A full-length treatment of "Pure D. Funk" completes the side. A provocative aspect of the rhythm section's work is the use of triplets with a difference-that is to say, a subtle difference that keeps them far from the rock'n'roll groove.
Triplets come prominently into play again on "Kimyas," first in Lex's sticks-on-cymbal introduction, then in the main ensemble, with variety established this time by the omission of the first and last beats in a 12/8 meter.
Pepper and Donald are expansively creative in this track and Duke maintains a fine, pulsating continuity in a three-chorus contribution. As often happens, Donald shows how well he knows the value of understatement for the effect of contrast; he reveals, too, his thorough grounding in jazz, for in addition to the unmistakably modern passages there are phrases here that Roy Eldridge might have used. Lex's Zildjians speak an important piece here and the consistent support of Laymon Jackson is especially noteworthy.

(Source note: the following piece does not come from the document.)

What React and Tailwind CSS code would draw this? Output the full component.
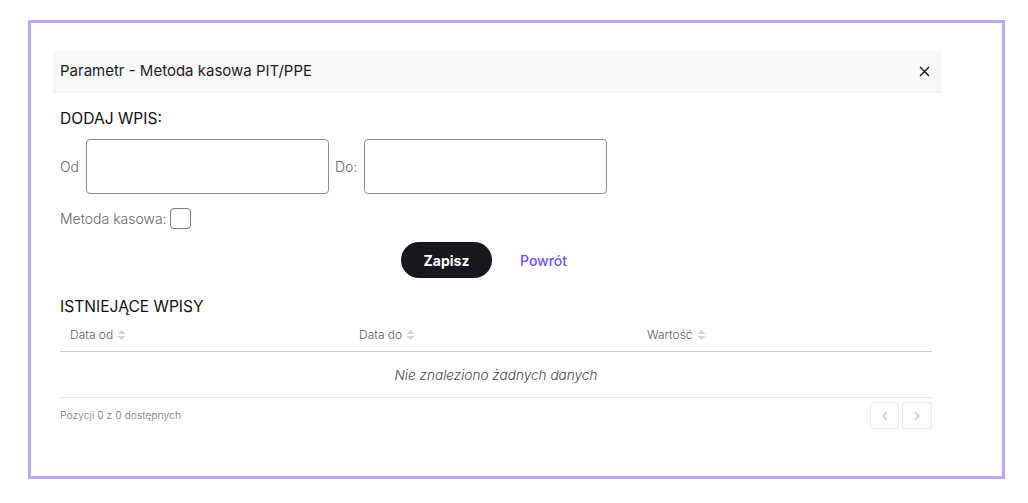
import React from "react";

function SortIcon() {
  return (
    <svg width="9" height="12" viewBox="0 0 9 12" className="ml-[4px] inline-block">
      <path d="M4.5 1 L8.5 5 L0.5 5 Z" fill="#d4d4d4" />
      <path d="M4.5 11 L8.5 7 L0.5 7 Z" fill="#d4d4d4" />
    </svg>
  );
}

export default function App() {
  return (
    <div className="w-[1028px] h-[503px] bg-white pt-[20px] pl-[28px]" style={{ fontFamily: "Inter, 'Noto Sans', sans-serif" }}>
      <div className="w-[977px] h-[459px] border-[3px] border-[#bba8fb] pt-[28px] pl-[22px]">
        <div className="w-[889px]">
          <div className="h-[42px] bg-[#f8f8f8] border-b border-[#efefef] flex items-center justify-between pl-[7px] pr-[12px]">
            <span className="text-[15px] text-[#1c1c1c]">Parametr - Metoda kasowa PIT/PPE</span>
            <svg width="11" height="11" viewBox="0 0 11 11">
              <path d="M1 1 L10 10 M10 1 L1 10" stroke="#111" strokeWidth="1.4" />
            </svg>
          </div>
          <div className="pl-[7px] pr-[10px]">
            <div className="mt-[14px] text-[15.6px] leading-[24px] text-[#111]">DODAJ WPIS:</div>
            <div className="mt-[8px] flex items-center">
              <span className="text-[14px] font-light text-[#666] w-[26px]">Od</span>
              <div className="w-[243px] h-[55px] border border-[#8f8b98] rounded-[4px]"></div>
              <span className="text-[14px] font-light text-[#666] ml-[6px] w-[29px]">Do:</span>
              <div className="w-[243px] h-[55px] border border-[#8f8b98] rounded-[4px]"></div>
            </div>
            <div className="mt-[14px] flex items-center h-[21px]">
              <span className="text-[14px] font-light text-[#666]">Metoda kasowa:</span>
              <div className="ml-[3px] w-[21px] h-[21px] border-[1.5px] border-[#7d7a86] rounded-[4px]"></div>
            </div>
            <div className="mt-[13px] flex items-center pl-[341px]">
              <div className="w-[91px] h-[36px] rounded-full bg-[#17171c] text-white text-[14px] font-bold flex items-center justify-center">Zapisz</div>
              <span className="ml-[28px] text-[14px] font-medium text-[#7351ee]">Powrót</span>
            </div>
            <div className="mt-[17px] text-[15.6px] leading-[24px] text-[#111]">ISTNIEJĄCE WPISY</div>
            <div className="grid grid-cols-[289px_288px_1fr] h-[33px] items-center border-b border-[#c9c9c9] text-[12px] font-light text-[#5e5e5e]">
              <div className="pl-[10px] flex items-center">Data od<SortIcon /></div>
              <div className="pl-[10px] flex items-center">Data do<SortIcon /></div>
              <div className="pl-[10px] flex items-center">Wartość<SortIcon /></div>
            </div>
            <div className="h-[46px] pt-[2px] flex items-center justify-center border-b border-[#e6e6e6] text-[13.6px] italic font-light text-[#444]">
              Nie znaleziono żadnych danych
            </div>
            <div className="mt-[4px] flex items-center justify-between">
              <span className="text-[10.4px] font-light text-[#777]">Pozycji 0 z 0 dostępnych</span>
              <div className="flex gap-[3px]">
                <div className="w-[29px] h-[27px] border border-[#ececec] rounded-[3px] flex items-center justify-center">
                  <svg width="8" height="10" viewBox="0 0 8 10"><path d="M6 1 L2 5 L6 9" fill="none" stroke="#c8c8c8" strokeWidth="1.5" /></svg>
                </div>
                <div className="w-[30px] h-[27px] border border-[#ececec] rounded-[3px] flex items-center justify-center">
                  <svg width="8" height="10" viewBox="0 0 8 10"><path d="M2 1 L6 5 L2 9" fill="none" stroke="#c8c8c8" strokeWidth="1.5" /></svg>
                </div>
              </div>
            </div>
          </div>
        </div>
      </div>
    </div>
  );
}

"When Sunny Gets Blue" is a pop song of a few years ago that has earned a measure of acceptance among modern jazzmen. The theme is ingeniously divided into fast waltz and slow 4/4 treatment. Duke is in the spotlight, playing with a keen melodic sense without ever crossing the border into Cocktail Piano Land. Atone point he plays rubato without drums, using the same contrast of meters that was employed in the ensemble.
At the end of this side Donald is heard thanking the Half Note clientele for being "a most receptive audience." It is fortunate for Donald, and for those jazz enthusiasts who are out of reach of the Half Note, that thanks to Blue Note Records the audience has now been multiplied many times in commemoration of a happy, relaxed and musically productive evening.